Jepang mempelajari betul Galatama (Liga Sepakbola Utama), kompetisi profesional Indonesia yang lahir pada 1979. “Itu awalnya melihat dan mendapatkan konsep (liga) bahwa yang paling bagus model Galatama. Jadi tim-timnya bukan terkait dengan instansi pemerintah tapi dengan perusahaan besar. Tapi justru setelah itu di Indonesia malah terkait dengan pemerintahannya seperti itu. Karena banyak skandal suap juga di Galatama. Namun bukannya dicari solusinya, malah akarnya dicabut (Galatama bubar),” kata Timo Scheunemann, mantan pelatih dan eks Direktur Pembinaan Usia Muda PSSI, kepada Historia.ID beberapa waktu lalu.
Jepang pada akhirnya bukan sekadar mampu membuat liga profesional, namun mengembangkannya lebih jauh sehingga laku dijual. Soal pendidikan pelatih dan pembentukan sejumlah akademi di bawah klub-klub profesionalnya juga menjadi inti pembenahan oleh JFA (Federasi Sepakbola Jepang).
Hasilnya, pada 1993 Jepang sudah punya kompetisi profesional, J-League. Sejumlah pemain Jepang kemudian dilirik klub top Eropa. Kazuyoshi Miura mempelopori pesepakbola profesional Jepang ke liga Eropa ketika dia dikontrak klub Serie A Genoa. Namun, bintangnya tak seterang Hidetoshi Nakata yang mengikuti jejaknya beberapa tahun kemudian dengan klub Perugia.
Di perantauan, mental para pemain Jepang ditempa dan itu terbawa saat mereka pulang untuk membela timnas Jepang. Hasilnya, sejak 1995 Jepang tak pernah absen masuk Piala Dunia Junior dan sejak 1998 juga senantiasa lolos ke Piala Dunia.
Kemauan Jepang belajar dan melewati fase-fase pembelajaran itu mestinya ditiru Indonesia. Sayang, hal itu justru hilang dari persepakbolaan Indonesia tiga dekade belakangan.
“Kalau memang dikatakan (Indonesia) tidak tertinggal, tentu akan terlihat di timnas senior. Tapi nyatanya kita masih tertinggal jauh.
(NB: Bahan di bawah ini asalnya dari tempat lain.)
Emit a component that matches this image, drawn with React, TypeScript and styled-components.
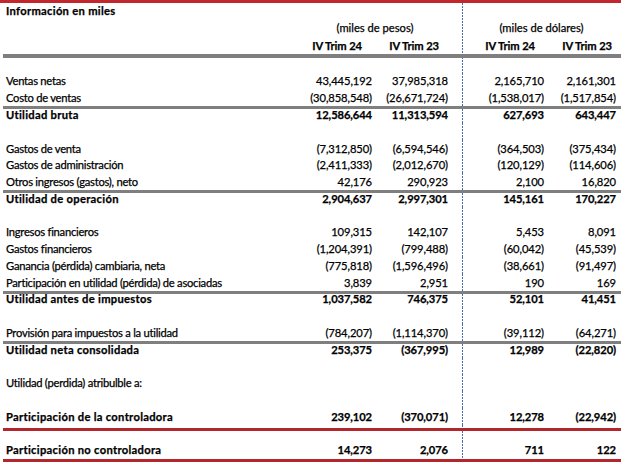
import React from "react";
import styled, { createGlobalStyle, css } from "styled-components";

const Global = createGlobalStyle`
  html, body { margin: 0; padding: 0; background: #fff; }
  body { font-family: Lato, "Open Sans", sans-serif; color: #000; }
`;

const COLS = "298px 78px 76px 10px 93px 66px";

const Sheet = styled.div`
  width: 621px;
  height: 464px;
  overflow: hidden;
  border-top: 3px solid #c1272d;
  box-sizing: border-box;
  font-size: 11.2px;
  -webkit-text-stroke: 0.25px #000;
`;

type LineKind = "gray" | "grayThick" | "red" | undefined;

const Row = styled.div<{ $h: number; $line?: LineKind; $lineOffset?: number; $bold?: boolean }>`
  position: relative;
  display: grid;
  grid-template-columns: ${COLS};
  height: ${(p) => p.$h}px;
  align-items: center;
  font-weight: ${(p) => (p.$bold ? 700 : 400)};
  ${(p) =>
    p.$line &&
    css`
      &::after {
        content: "";
        position: absolute;
        left: 3px;
        right: 0;
        top: calc(100% + ${p.$lineOffset ?? 0}px);
        height: ${p.$line === "grayThick" ? 4 : 3}px;
        background: ${p.$line === "red" ? "#b3262b" : "#7f7f7f"};
        z-index: 1;
      }
    `}
`;

const Label = styled.div<{ $bold?: boolean }>`
  padding-left: 6px;
  white-space: nowrap;
  letter-spacing: ${(p) => (p.$bold ? "0.3px" : "-0.25px")};
`;

const dividerCss = css`
  background-image: linear-gradient(to bottom, #4c6fb3 66%, transparent 66%);
  background-size: 1px 3px;
  background-repeat: repeat-y;
  background-position: left top;
`;

const Num = styled.div<{ $pr: number; $divider?: boolean }>`
  padding-right: ${(p) => p.$pr}px;
  white-space: nowrap;
  align-self: stretch;
  display: flex;
  align-items: center;
  justify-content: flex-end;
  letter-spacing: -0.1px;
  ${(p) => p.$divider && dividerCss}
`;

const Gap = styled.div``;

const Units = styled.div<{ $span: string; $divider?: boolean }>`
  grid-column: ${(p) => p.$span};
  align-self: stretch;
  display: flex;
  align-items: center;
  justify-content: center;
  ${(p) => p.$divider && dividerCss}
`;

type DataRow = {
  label?: string;
  v?: string[];
  bold?: boolean;
  line?: LineKind;
  lineOffset?: number;
};

const ROW_H = 16.77;

const rows: DataRow[] = [
  { label: "Ventas netas", v: ["43,445,192", "37,985,318", "2,165,710", "2,161,301"] },
  { label: "Costo de ventas", v: ["(30,858,548)", "(26,671,724)", "(1,538,017)", "(1,517,854)"], line: "gray" },
  { label: "Utilidad bruta", bold: true, v: ["12,586,644", "11,313,594", "627,693", "643,447"] },
  {},
  { label: "Gastos de venta", v: ["(7,312,850)", "(6,594,546)", "(364,503)", "(375,434)"] },
  { label: "Gastos de administración", v: ["(2,411,333)", "(2,012,670)", "(120,129)", "(114,606)"] },
  { label: "Otros ingresos (gastos), neto", v: ["42,176", "290,923", "2,100", "16,820"], line: "gray" },
  { label: "Utilidad de operación", bold: true, v: ["2,904,637", "2,997,301", "145,161", "170,227"] },
  {},
  { label: "Ingresos financieros", v: ["109,315", "142,107", "5,453", "8,091"] },
  { label: "Gastos financieros", v: ["(1,204,391)", "(799,488)", "(60,042)", "(45,539)"] },
  { label: "Ganancia (pérdida) cambiaria, neta", v: ["(775,818)", "(1,596,496)", "(38,661)", "(91,497)"] },
  { label: "Participación en utilidad (pérdida) de asociadas", v: ["3,839", "2,951", "190", "169"], line: "gray" },
  { label: "Utilidad antes de impuestos", bold: true, v: ["1,037,582", "746,375", "52,101", "41,451"] },
  {},
  { label: "Provisión para impuestos a la utilidad", v: ["(784,207)", "(1,114,370)", "(39,112)", "(64,271)"], line: "gray" },
  { label: "Utilidad neta consolidada", bold: true, v: ["253,375", "(367,995)", "12,989", "(22,820)"] },
  {},
  { label: "Utilidad (perdida) atribulble a:" },
  {},
  { label: "Participación de la controladora", bold: true, v: ["239,102", "(370,071)", "12,278", "(22,942)"], line: "red", lineOffset: 3 },
  {},
  { label: "Participación no controladora", bold: true, v: ["14,273", "2,076", "711", "122"], line: "red", lineOffset: 1 },
];

const NUM_PAD = [4, 4, 11, 5];
const HEAD_PAD = [14, 13, 20, 9];

const Values: React.FC<{ v?: string[]; pads: number[] }> = ({ v, pads }) => (
  <>
    <Num $pr={pads[0]}>{v?.[0]}</Num>
    <Num $pr={pads[1]}>{v?.[1]}</Num>
    <Gap />
    <Num $pr={pads[2]} $divider>{v?.[2]}</Num>
    <Num $pr={pads[3]}>{v?.[3]}</Num>
  </>
);

export default function App() {
  return (
    <>
      <Global />
      <Sheet>
        <Row $h={15} $bold>
          <Label $bold>Información en miles</Label>
          <Values pads={HEAD_PAD} />
        </Row>
        <Row $h={18}>
          <Label />
          <Units $span="2 / 4">(miles de pesos)</Units>
          <Gap />
          <Units $span="5 / 7" $divider>(miles de dólares)</Units>
        </Row>
        <Row $h={18} $bold $line="grayThick">
          <Label />
          <Values v={["IV Trim 24", "IV Trim 23", "IV Trim 24", "IV Trim 23"]} pads={HEAD_PAD} />
        </Row>
        <Row $h={18.6}>
          <Label />
          <Values pads={NUM_PAD} />
        </Row>
        {rows.map((r, i) => (
          <Row key={i} $h={ROW_H} $bold={r.bold} $line={r.line} $lineOffset={r.lineOffset}>
            <Label $bold={r.bold}>{r.label}</Label>
            <Values v={r.v} pads={NUM_PAD} />
          </Row>
        ))}
      </Sheet>
    </>
  );
}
Enggak bisa mengejar kalau pendidikan pelatih tidak digencarkan, kemudian akademi-akademi yang ada diperbaiki dan diseriusi lagi, tidak hanya sekadar memenuhi persyaratan,” kata Timo.
Senada dengan Timo, Ricky mengatakan, salah satu prasyarat yang harus dilalui untuk memperbaiki persepakbolaan Indonesia adalah kompetisi tingkat junior.
“Yang di bawah ini mesti dibenahi dulu, disediakan wadah kompetisi. Di situ kita bisa lihat mana anak yang benar-benar bagus sehingga kita punya database. Jadi, enggak terjadi lagi PSSI mau cari pemain usia sekian, 800 orang mesti diseleksi selama tiga hari. Bagaimana menyeleksinya?” ujar Ricky.
Pembinaan di akademi memang bukan investasi yang “basah”. Namun, itu harus dilalui jika ingin persepakbolaan Indonesia maju. Hasil dari proses panjang itu bisa dilihat dalam prestasi Jepang, China, dan India yang mulai seirus membangun pembinaan pemain usia mudanya.
“Mesti dilakukan secara profesional demi Indonesia juga. Karena timnas itu hasil liga profesional yang bagus. Liga yang bagus bahan bakunya ya dari akademi. Kita enggak bisa selalu bicara tentang duit seperti di Eropa,” tutup Timo.